RALLYING: Tech and consumer stocks rose, with the biggest gains going to familiar names. Apple gained $3.86, or 4 percent, to $100.55, its first time over $100 in more than a month. Alphabet, the parent of Google, rose $19.28, or 2.7 percent, to $736.50. Microsoft picked up $1.64, or 3.2 percent, to $52.52 and Facebook stock added $2.37, or 2.2 percent, to $109.29.
The strong dollar has hurt tech stocks, which do a lot of business outside the U.S., because it makes their products more expensive and cuts into their revenue.
Among consumer stocks, Amazon jumped $21.10, or 3.8 percent, to $573.62, and Netflix advanced $4.41, or 4.7 percent, to $97.82. Starbucks rose $1.86, or 3.2 percent, to $60.07.
THE QUOTE: Karyn Cavanaugh, senior markets strategist for Voya Investment Management, said investors abandoned tech and bank stocks as the market slumped in January and February.
“They’ve just been beaten with a stick this year,” she said. “Earnings have not been that bad and the companies’ financials are not that bad.”
Cavanaugh said investors are pleased with the construction and manufacturing reports, and relieved that the dollar and oil prices seem to have stabilized.
EARNINGS: Hertz climbed after the company said it cut costs and improved the management of its rental fleet. The stock, which has been trading at its lowest since 2009, jumped $1.16, or 13.7 percent, to $9.67.
Kate Spade gained $1.85, or 9.3 percent, to $21.66 after the clothing, handbag and accessories maker gave a strong profit forecast for 2016. Human resources software company Workday reported a smaller loss and better-than-expected sales. The stock rose $6.44 or 10.7 percent, to $66.89.
Medical device maker Medtronic gave up $$3.35, or 4.3 percent, to $74.04 after its sales fell short of analysts’ projections.
AUTO SALES: Automakers began reporting their monthly sales. Ford climbed 54 cents, or 4.3 percent, to $13.05 after its sales rose almost 20 percent, a better gain than analysts expected. GM’s sales fell as it tries to shift its business away from rental sales, but its stock gained 52 cents, or 1.8 percent, to $29.96.
Overall, experts think sales will grow about 8 percent from last February, to about 1.36 million.
Auto parts supplier BorgWarner rose $1.38, or 4.2 percent, to $34.06, and navigation device maker Garmin added $1.26, or 3.1 percent, to $41.77.
WALKING AWAY: Industrial conglomerate Honeywell said it’s giving up on its effort to buy rival United Technologies. It said the company wasn’t willing to negotiate a deal. Honeywell had offered to buy United Technologies for $108 per share, or about $90 billion.
United Technologies, which was one of the best Dow performers in February, slumped $2.18, or 2.3 percent, to $94.44. Honeywell rebounded $3.89, or 3.8 percent, to $105.24.
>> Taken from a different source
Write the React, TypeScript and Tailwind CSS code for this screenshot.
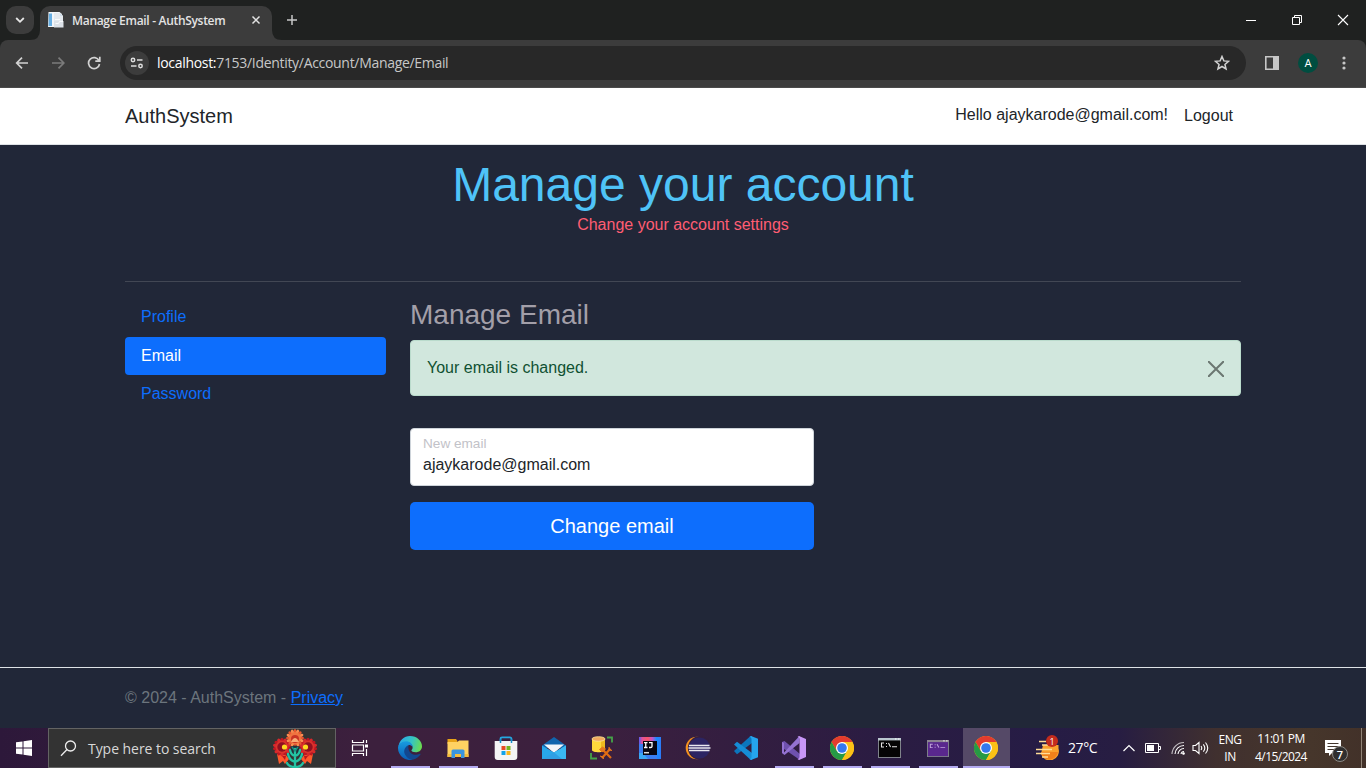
import React, { useId } from "react";

type Kids = { children: React.ReactNode };
const ui = "font-['Open_Sans','Noto_Sans',sans-serif]";

function Chrome() {
  return (
    <svg width="24" height="24" viewBox="0 0 24 24">
      <circle cx="12" cy="12" r="12" fill="#fbc116" />
      <path d="M12 6h10.4A12 12 0 0 0 1.6 6l5.2 9z" fill="#e33b2e" />
      <path d="M1.6 6A12 12 0 0 0 12 24l5.2-9-10.4 0z" fill="#269a45" />
      <path d="M22.4 6A12 12 0 0 1 12 24l5.2-9A6 6 0 0 0 12 6z" fill="#fbc116" />
      <circle cx="12" cy="12" r="6" fill="#fff" />
      <circle cx="12" cy="12" r="4.8" fill="#3478ee" />
    </svg>
  );
}

function Edge() {
  const id = useId();
  return (
    <svg width="24" height="24" viewBox="0 0 24 24">
      <defs>
        <linearGradient id={id + "a"} x1="0" y1=".3" x2="1" y2=".5">
          <stop offset="0" stopColor="#2aa8e8" /><stop offset=".55" stopColor="#35c4c4" /><stop offset="1" stopColor="#6bdc50" />
        </linearGradient>
        <linearGradient id={id + "b"} x1="0" y1="0" x2="0" y2="1">
          <stop offset="0" stopColor="#189ce0" /><stop offset="1" stopColor="#0a5cb5" />
        </linearGradient>
      </defs>
      <path d="M.5 10.500C1.300 4.500 6 0 12 0c7 0 12 5 12 10.300 0 3.900-3 6-6.300 6-2.600 0-4.300-.9-4.300-1.700 0-.7 1.200-1.200 1.200-3.100C14.600 8.200 11.500 6 8 6 4.500 6 2 8 .5 10.500z" fill={`url(#${id}a)`} />
      <path d="M0 12c0-3.500 3.700-6.700 8-6.700 3.500 0 6.600 2.300 6.600 5.600C13.500 9.500 12.400 9 11 9c-3 1.200-4.300 5-3 8.500 1 3 3.500 5.500 7 6.100A12 12 0 0 1 0 12z" fill={`url(#${id}b)`} />
      <path d="M10.400 9.300C6.500 11 5 15.500 7.300 19c2 3.300 5 4.900 8.200 4.500 2.800-.7 5.500-2.500 7.100-5.200.2-.5-.2-.7-.6-.5-5.500 2.700-12.500.2-11.600-8.500z" fill="#12478f" />
    </svg>
  );
}

function Folder() {
  return (
    <svg width="24" height="24" viewBox="0 0 24 24">
      <path d="M1.500 3H10l1.500 2v3h-10z" fill="#e8a317" />
      <path d="M1.500 6h10l1.500-1.500h9.500V21h-21z" fill="#ffd262" />
      <path d="M1.500 18h21v3h-21z" fill="#f6bc3c" />
      <path d="M5.500 22v-7q0-1.500 1.500-1.500h10q1.500 0 1.500 1.500v7H15v-4H9v4z" fill="#3a94df" />
    </svg>
  );
}

function Store() {
  return (
    <svg width="24" height="24" viewBox="0 0 24 24">
      <path d="M6.500 6.500V3q0-1.700 1.700-1.700h7.600q1.700 0 1.700 1.700v3.500" fill="none" stroke="#25a7e0" strokeWidth="1.700" />
      <path d="M.7 5h22.600v16q0 3-3 3H3.700q-3 0-3-3z" fill="#f4f4f4" />
      <path d="M6.500 3v4M17.500 3v4" stroke="#1590cc" strokeWidth="1.500" />
      <path d="M7.500 10h4v4h-4z" fill="#e84b23" /><path d="M12.500 10h4v4h-4z" fill="#75b51d" />
      <path d="M7.500 15h4v4h-4z" fill="#13a3e8" /><path d="M12.500 15h4v4h-4z" fill="#f7b51b" />
    </svg>
  );
}

function Mail() {
  return (
    <svg width="26" height="24" viewBox="0 0 26 24">
      <path d="M1 9.500 13 1l12 8.500V12H1z" fill="#1165ad" />
      <path d="M3 8.500h20L13 17z" fill="#f3f6f9" />
      <path d="M1 9.500 13 16.500 25 9.500V23H1z" fill="#28a7ea" />
      <path d="M13 16.500 25 9.500V23h-6z" fill="#3ab8f2" />
      <path d="M1 23 13 16.500 21 23z" fill="#2f9fe4" />
    </svg>
  );
}

function Database() {
  return (
    <svg width="26" height="26" viewBox="0 0 26 26">
      <path d="M3 4v11c0 3 13 3 13 0V4z" fill="#ffd83c" /><path d="M12 4h4v11q-1 2-4 2z" fill="#eeb91f" />
      <ellipse cx="9.500" cy="4" rx="6.500" ry="2.300" fill="#f1a95f" stroke="#fae391" strokeWidth=".8" />
      <path d="M18 2.500h5v5M2 18v5.500h6" fill="none" stroke="#45a348" strokeWidth="1.800" />
      <path d="m13 14 9 9M21 14 13 23" stroke="#de6c13" strokeWidth="2.200" />
      <path d="m10.500 14.500 3-2.500 3 2-3.500 3zM20 12v3l3 .5M11 21l3 1 .5 2" fill="#e5781d" stroke="#e5781d" strokeWidth="1" />
    </svg>
  );
}

function IntelliJ() {
  const id = useId();
  return (
    <svg width="22" height="22" viewBox="0 0 22 22">
      <defs>
        <linearGradient id={id} x1="0" y1="0" x2="1" y2="0">
          <stop offset="0" stopColor="#5b5bf0" /><stop offset=".15" stopColor="#e0529a" /><stop offset=".4" stopColor="#fb5668" /><stop offset=".6" stopColor="#c752c8" /><stop offset=".8" stopColor="#178bff" /><stop offset="1" stopColor="#2e7af6" />
        </linearGradient>
      </defs>
      <path d="M0 0h22v22H0z" fill={`url(#${id})`} />
      <path d="M0 7h4v11h14v4H0z" fill="#3b7df0" /><path d="M0 16h4l5 6H0z" fill="#39a8f4" />
      <path d="M4 4h14v14H4z" fill="#080611" />
      <path d="M5 5.600h3.500M6.750 5.600v4.900M5 10.500h3.500M10 5.600h3v3.900q0 1-1.500 1H10" fill="none" stroke="#fff" strokeWidth="1.300" />
      <path d="M5 15.700h5" stroke="#ddd" strokeWidth="1.500" />
    </svg>
  );
}

function Eclipse() {
  return (
    <svg width="26" height="24" viewBox="0 0 26 24">
      <circle cx="12" cy="12" r="11.300" fill="#f7941e" />
      <circle cx="14.600" cy="12" r="11.700" fill="#351f3f" />
      <circle cx="14.500" cy="12" r="10.500" fill="#2c2463" />
      <path d="M4 9.500h20.500M3.500 12h22M4 14.500h20.500" stroke="#e9e8f0" strokeWidth="1.600" />
    </svg>
  );
}

function VSCode() {
  return (
    <svg width="24" height="24" viewBox="0 0 24 24">
      <path d="m0 15 16-14.500L18 0v7L3 18.300z" fill="#0b76bd" />
      <path d="m0 8.500 3-2.700L18 17v7l-2-.7z" fill="#168dd6" />
      <path d="m17 0 7 2.700v18.600L17 24l-1.500-1q2 0 2-2V3q0-2-2-2z" fill="#25a4ee" />
    </svg>
  );
}

function VisualStudio() {
  return (
    <svg width="24" height="24" viewBox="0 0 24 24">
      <path d="m0 6 2.500-1 15.500 13v6L2 13v5l-2-1z" fill="#6f51ae" />
      <path d="M0 17V6l2 1v9.500L17.500 0v7L2.500 19z" fill="#9472d2" />
      <path d="M17 0 24 3v18l-7 3-1.500-1q2 0 2-2V3q0-2-2-2z" fill="#c896f7" />
    </svg>
  );
}

function Terminal({ purple = false }: { purple?: boolean }) {
  return (
    <svg width={purple ? 22 : 23} height={purple ? 17 : 20} viewBox="0 0 23 20" preserveAspectRatio="none">
      <path d="M0 0h23v20H0z" fill="#7f838a" /><path d="M0 0h23v2.500H0z" fill={purple ? "#8c8492" : "#b9c6ce"} />
      <path d="M1 2.500h21V19H1z" fill={purple ? "#59278e" : "#050505"} />
      <path d="M17 1h1.500m1.500 0h1.500" stroke="#fff" />
      <path d="M6 5H3.500v4H6M8 5.500h1M8 8.500h1M10.500 5l2 4M14 8.700h5" fill="none" stroke={purple ? "#c0a3dc" : "#e5e5e5"} strokeWidth="1.100" />
    </svg>
  );
}

function Flower() {
  const fan = (x: number, r: number) => (
    <g transform={`translate(${x} 18)`}>
      {Array.from({ length: 14 }, (_, i) => (
        <ellipse key={i} cy={-r * 0.72} rx={r * 0.2} ry={r * 0.3} fill={i % 2 ? "#d9282c" : "#c01622"} transform={`rotate(${i * 25.714})`} />
      ))}
      <circle r={r * 0.72} fill="#d9332c" /><circle r={r * 0.52} fill="#8f1020" />
    </g>
  );
  return (
    <svg width="44" height="39" viewBox="0 0 44 39">
      <path d="m4 25 9 1 3 4-4 5-2-3-4 3zM40 25l-9 1-3 4 4 5 2-3 4 3z" fill="#ff5a2c" />
      <path d="m9 27 4 0-1 4zM35 27l-4 0 1 4z" fill="#b9171d" />
      {fan(9, 9)}{fan(35, 9)}
      <g transform="translate(22 9)">
        {Array.from({ length: 16 }, (_, i) => <ellipse key={i} cy="-6.500" rx="1.500" ry="2.500" fill={i % 2 ? "#f98c50" : "#e9572f"} transform={`rotate(${i * 22.5})`} />)}
        <circle r="6" fill="#ef7440" /><circle r="4" cy="1" fill="#c93424" /><path d="M-4 4q4-8 8 0z" fill="#f9ab76" />
      </g>
      <circle cx="11.500" cy="18" r="2.600" fill="#ffd91f" /><circle cx="32.500" cy="18" r="2.600" fill="#ffd91f" />
      <path d="M18 18q4-3 8 0l1 8H17z" fill="#22303a" />
      <path d="M22 39V20M22 33q-6-2-7-8M22 33q6-2 7-8M22 27q-4-1-5-6M22 27q4-1 5-6M22 38q-6 0-8-4M22 38q6 0 8-4" fill="none" stroke="#24c4a4" strokeWidth="2.300" strokeLinecap="round" />
      <path d="m19 18 3 4 3-4" fill="none" stroke="#1b8f83" strokeWidth="1.500" />
    </svg>
  );
}

function Slot({ children, open = false, active = false }: Kids & { open?: boolean; active?: boolean }) {
  return (
    <div className="relative flex h-10 w-12 items-center justify-center">
      {active && <div className="absolute top-0 left-px h-10 w-[47px] bg-[#554967]" />}
      <div className="relative">{children}</div>
      {open && <div className={active ? "absolute bottom-0 left-px h-0.5 w-[47px] bg-[#b3aaf0]" : "absolute bottom-0 left-[5px] h-0.5 w-[39px] bg-[#b3aaf0]"} />}
    </div>
  );
}

function TabStrip() {
  return (
    <div className="flex h-10 items-start bg-[#1f2120]">
      <div className="mt-1.5 ml-1.5 flex h-7 w-7 items-center justify-center rounded-[10px] bg-[#3c3c3c]">
        <svg width="10" height="8" viewBox="0 0 10 8"><path d="m1.200 2 3.800 3.800L8.800 2" fill="none" stroke="#e6e6e6" strokeWidth="1.800" /></svg>
      </div>
      <div className="relative mt-1.5 ml-1.5 flex h-[34px] w-[232px] items-center rounded-t-[10px] bg-[#3c3c3c] pb-[6px] pl-2">
        <svg className="absolute bottom-0 -left-2.5" width="10" height="10"><path d="M10 0v10H0Q10 10 10 0" fill="#3c3c3c" /></svg>
        <svg className="absolute -right-2.5 bottom-0" width="10" height="10"><path d="M0 0v10h10Q0 10 0 0" fill="#3c3c3c" /></svg>
        <svg width="16" height="16" viewBox="0 0 16 16">
          <path d="M.5 0h11L14 2v13H0z" fill="#f3f6f9" /><path d="M1 1.500h3V14H.5z" fill="#67aee2" />
          <path d="M6 1h6l3 3v5H6z" fill="#e4e9ee" /><path d="M12 1v3h3" fill="#cfdbe6" />
          <path d="M6 9h9.500v6.500H6z" fill="#dde2e8" /><path d="M7.500 11.500h3l1-2H15M7 7.500h5" fill="none" stroke="#f9fbfc" />
        </svg>
        <span className={`${ui} ml-2 w-[154px] pt-0.5 text-[12px] leading-4 font-semibold tracking-[-0.31px] whitespace-nowrap text-[#e3e3e3]`}>Manage Email - AuthSystem</span>
        <svg className="ml-[25px]" width="10" height="10" viewBox="0 0 10 10"><path d="m1.500 1.500 7 7m0-7-7 7" stroke="#e3e3e3" strokeWidth="1.500" /></svg>
      </div>
      <svg className="mt-[15px] ml-[15px]" width="10" height="10" viewBox="0 0 10 10"><path d="M5 0v10M0 5h10" stroke="#c7c7c7" strokeWidth="1.500" /></svg>
      <div className="mt-[14px] mr-[17px] ml-auto flex gap-[34px]">
        <svg width="12" height="12"><path d="M1 6.500h10" stroke="#fff" /></svg>
        <svg width="12" height="12" fill="none" stroke="#fff"><path d="M1.500 3.500h7v7h-7zM3.500 3.500v-2h7v7h-2" /></svg>
        <svg width="12" height="12"><path d="m1 1 10 10M11 1 1 11" stroke="#fff" strokeWidth="1.100" /></svg>
      </div>
    </div>
  );
}

function Toolbar() {
  return (
    <div className="bg-[#1f2120]">
      <div className="flex h-12 items-center rounded-t-lg border-b border-[#4a4a4a] bg-[#3c3c3c] pb-px">
        <svg className="ml-[15px]" width="14" height="12" viewBox="0 0 14 12"><path d="M13 6H1.500M7 .7 1.700 6 7 11.300" fill="none" stroke="#d2d2d2" strokeWidth="1.700" /></svg>
        <svg className="ml-[23px]" width="14" height="12" viewBox="0 0 14 12"><path d="M0 6h11.500M6.500.7 11.800 6 6.500 11.300" fill="none" stroke="#7b7b7b" strokeWidth="1.700" /></svg>
        <svg className="ml-[21px]" width="14" height="14" viewBox="0 0 14 14"><path d="M12 4.700A5.500 5.500 0 1 0 12.500 8M12.800.7v4.500H8.300" fill="none" stroke="#d2d2d2" strokeWidth="1.700" /></svg>
        <div className="ml-[19px] flex h-[34px] w-[1126px] items-center rounded-full bg-[#282828] pl-[5px]">
          <div className="flex h-6 w-6 items-center justify-center rounded-full bg-[#3c3c3c]">
            <svg width="14" height="12" viewBox="0 0 14 12" fill="none" stroke="#dedede" strokeWidth="1.500"><circle cx="3" cy="3" r="1.700" /><path d="M7 3h5.500M1 9h5.500" /><circle cx="10.500" cy="9" r="1.700" /></svg>
          </div>
          <span className={`${ui} ml-2 text-[14px] leading-5 tracking-[-0.31px] text-[#c7c7c7]`}><span className="text-white">localhost:</span>7153/Identity/Account/Manage/Email</span>
          <svg className="mr-4 ml-auto" width="16" height="16" viewBox="0 0 16 16"><path d="m8 1.500 1.850 4.400 4.700.4-3.600 3.100 1.100 4.600L8 11.500 3.950 14l1.100-4.600-3.600-3.100 4.700-.4z" fill="none" stroke="#d2d2d2" strokeWidth="1.500" /></svg>
        </div>
        <svg className="ml-[18px]" width="16" height="16" viewBox="0 0 16 16"><path d="M1.800 1.800h12.400v12.400H1.800z" fill="none" stroke="#c7c7c7" strokeWidth="1.600" /><path d="M9 1h6v14H9z" fill="#c7c7c7" /></svg>
        <div className="ml-[18px] flex h-5 w-5 items-center justify-center rounded-full bg-[#004d40] font-['Roboto',sans-serif] text-[11px] leading-none text-white">A</div>
        <svg className="ml-6" width="4" height="16" fill="#c7c7c7"><circle cx="2" cy="3" r="1.600" /><circle cx="2" cy="8" r="1.600" /><circle cx="2" cy="13" r="1.600" /></svg>
      </div>
    </div>
  );
}

function Page() {
  return (
    <div className="flex h-[640px] flex-col bg-[#212738] font-['Liberation_Sans',Arial,sans-serif] text-[16px] leading-6">
      <header className="h-[57px] border-b border-[#dee2e6] bg-white">
        <div className="mx-auto flex w-[1116px] text-[#212529]">
          <a className="pt-[13px] text-[20px] leading-[30px]">AuthSystem</a>
          <span className="mt-[15px] ml-auto">Hello ajaykarode@gmail.com!</span>
          <button className="mt-4 mr-2 ml-4 self-start leading-6">Logout</button>
        </div>
      </header>
      <main className="mx-auto h-[522px] w-[1116px]">
        <div className="h-[136px] pt-[11px] text-center">
          <h1 className="text-[48px] leading-[57px] text-[#4fc3f7]">Manage your account</h1>
          <h2 className="text-[#ff5d73]">Change your account settings</h2>
        </div>
        <div className="h-px bg-[#424754]" />
        <div className="flex gap-6 pt-4">
          <nav className="flex w-[261px] flex-col text-[#0d6efd]">
            <a className="flex h-[39px] items-start px-4 pt-[7px]">Profile</a>
            <a className="flex h-[38px] items-start rounded-[4px] bg-[#0d6efd] px-4 pt-[7px] text-white">Email</a>
            <a className="flex h-[38px] items-start px-4 pt-[7px]">Password</a>
          </nav>
          <section className="w-[831px]">
            <h3 className="text-[28px] leading-[34px] text-[#a39fa9]">Manage Email</h3>
            <div className="mt-2 flex h-14 items-center justify-between rounded-[4px] border border-[#badbcc] bg-[#d1e7dd] px-4 text-[#0f5132]">
              <span>Your email is changed.</span>
              <svg className="mt-0.5" width="16" height="16" viewBox="0 0 16 16"><path d="m.7.7 14.600 14.600m0-14.600L.7 15.300" stroke="#6b7771" strokeWidth="2" strokeLinecap="round" /></svg>
            </div>
            <div className="mt-8 w-[404px]">
              <div className="h-[58px] rounded-[4px] border border-[#ced4da] bg-white px-3 pt-[5px]">
                <div className="text-[13.600px] leading-[20px] text-[#c2c2c8]">New email</div>
                <div className="leading-[21px] text-[#212529]">ajaykarode@gmail.com</div>
              </div>
              <button className="mt-4 h-12 w-full rounded-[5px] bg-[#0d6efd] text-[20px] leading-[30px] text-white">Change email</button>
            </div>
          </section>
        </div>
      </main>
      <footer className="h-[61px] border-t border-[#dee2e6] text-[#6c757d]">
        <div className="mx-auto w-[1116px] pt-[18px]">© 2024 - AuthSystem - <a className="text-[#0d6efd] underline">Privacy</a></div>
      </footer>
    </div>
  );
}

function Tray() {
  return (
    <div className={`${ui} ml-[24px] flex flex-1 items-center text-white`}>
      <div className="relative h-6 w-[26px]">
        <svg width="26" height="24" viewBox="0 0 26 24"><path d="M9 9h15.500v3.500A9 9 0 0 1 7 18z" fill="#f9a02c" /><path d="M7 16h17a9 9 0 0 1-15 5z" fill="#f0801a" /><path d="M5 5.500h7M8 9h7M2 13.500h16M2 17.500h14M8 21h6" stroke="#ffdc96" strokeWidth="1.600" /></svg>
        <div className="absolute -top-px left-[12px] flex h-3 w-3 items-center justify-center rounded-full bg-[#c42b1c] text-[9px] leading-none">1</div>
      </div>
      <span className="ml-[8px] w-[54px] text-[14px] leading-5 tracking-[-0.4px]">27°C</span>
      <svg className="ml-px" width="12" height="8"><path d="m.5 7 5.500-5.500L11.500 7" fill="none" stroke="#fff" strokeWidth="1.200" /></svg>
      <svg className="ml-[10px]" width="16" height="10"><path d="M.5.500h13v9H.5zM14 3.500h1.500v3H14" fill="none" stroke="#fff" /><path d="M2 2h7v6H2z" fill="#fff" /></svg>
      <svg className="ml-[10px]" width="15" height="14" fill="none" stroke="#fff" strokeWidth="1.100"><path d="M1 13A12 12 0 0 1 13 1.500" opacity=".7" /><path d="M4 13a9 9 0 0 1 9-8.500M7 13a6 6 0 0 1 6-5.500M10 13a3 3 0 0 1 3-2.500" /><circle cx="12.500" cy="12.500" r=".8" fill="#fff" /></svg>
      <svg className="ml-1.5" width="17" height="14" fill="none" stroke="#fff" strokeWidth="1.100"><path d="M1 4.500h2.500L7 1.500v11L3.500 9.500H1zM9 5q1.500 2 0 4M11.300 3.300q3 3.700 0 7.400M13.500 1.500q4.500 5.500 0 11" /></svg>
      <div className="ml-[6px] flex w-[30px] flex-col items-center text-[12px] leading-[17px] tracking-[-0.5px]"><span>ENG</span><span>IN</span></div>
      <div className="ml-[6px] flex w-[60px] flex-col items-center text-[12px] leading-[18px] tracking-[-0.55px] whitespace-nowrap"><span>11:01 PM</span><span>4/15/2024</span></div>
      <div className="relative ml-[13px] h-6 w-6">
        <svg width="24" height="24"><path d="M1 4h16v13H8l-3 3v-3H1z" fill="#fff" /><path d="M3.500 7.500h11M3.500 10.500h11M3.500 13.500h7" stroke="#44372f" /></svg>
        <div className="absolute top-[10px] left-[8px] flex h-4 w-4 items-center justify-center rounded-full border border-[#8b8985] bg-[#302f2f] text-[11px] leading-none font-semibold">7</div>
      </div>
      <div className="mr-1 ml-auto h-10 w-px bg-[#918477]" />
    </div>
  );
}

function Taskbar() {
  return (
    <div className="flex h-10 bg-[linear-gradient(90deg,#2d183a_0%,#3c203d_27%,#3c203e_43%,#2b1c42_64%,#261c45_76%,#271d42_82%,#40302f_89%,#46362b_96%,#423129_100%)]">
      <div className="flex w-12 items-center justify-center"><svg width="16" height="16" fill="#fff"><path d="M0 2.300 6.500 1.400v6H0zM7.500 1.200 16 0v7.400H7.500zM0 8.500h6.500v6.100L0 13.700zM7.500 8.500H16V16l-8.500-1.200z" /></svg></div>
      <div className="flex h-10 w-72 items-center border border-[#636363] bg-[#333]">
        <svg className="ml-[11px]" width="17" height="17" fill="none" stroke="#eee" strokeWidth="1.300"><circle cx="10.500" cy="6" r="5" /><path d="M7 9.500 1 15.800" /></svg>
        <span className={`${ui} ml-[11px] w-[130px] pt-0.5 text-[14px] leading-5 tracking-[-0.05px] whitespace-nowrap text-[#d8d8d8]`}>Type here to search</span>
        <div className="ml-[55px]"><Flower /></div>
      </div>
      <div className="flex w-[50px] items-center justify-center pr-0.5"><svg width="18" height="16" fill="none" stroke="#fff" strokeWidth="1.200"><path d="M1.500 0v2.500h11V0M1.500 16v-2.500h11V16M1.500 5h11v6h-11zM15.500 0v3M15.500 9v7" /><path d="M14 4.500h3v3h-3z" fill="#fff" stroke="none" /></svg></div>
      <Slot open><Edge /></Slot><Slot open><Folder /></Slot><Slot><Store /></Slot><Slot><Mail /></Slot>
      <Slot><Database /></Slot><Slot><IntelliJ /></Slot><Slot><Eclipse /></Slot><Slot><VSCode /></Slot>
      <Slot open><VisualStudio /></Slot><Slot open><Chrome /></Slot><Slot open><div className="pr-0.5"><Terminal /></div></Slot>
      <Slot open><Terminal purple /></Slot><Slot open active><Chrome /></Slot>
      <Tray />
    </div>
  );
}

export default function App() {
  return (
    <div className="flex h-[768px] w-[1366px] flex-col overflow-hidden">
      <TabStrip />
      <Toolbar />
      <Page />
      <Taskbar />
    </div>
  );
}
ENERGY: Oil prices also moved higher. Benchmark U.S. crude added 63 cents, or 1.9 percent, to $34.38 a barrel in New York. Brent crude, used to price international oils, gained 22 cents to $36.79 a barrel in London. Natural gas, which closed at a 17-year low on Monday, climbed 5 cents to $1.76 per 1,000 cubic feet.
OVERSEAS: Global stocks rose after China’s move to support bank lending helped offset concern over a drop in manufacturing in the world’s second-largest economy. Germany’s DAX climbed 2.3 percent and France’s CAC-40 added 1.2 percent. Britain’s FTSE 100 rose 0.9 percent. Hong Kong’s Hang Seng gained 1.6 percent. Tokyo’s Nikkei 225 added 0.4 percent.
CURRENCIES: The euro fell to $1.0866 from $1.0884 late Monday and the dollar rose to 114.02 yen from 112.82 yen.
METALS: The price of gold slipped $3.60 to $1,230.80 an ounce and silver decreased 16 cents to $14.76 an ounce. Copper gained 1 cent to $2.15 a pound.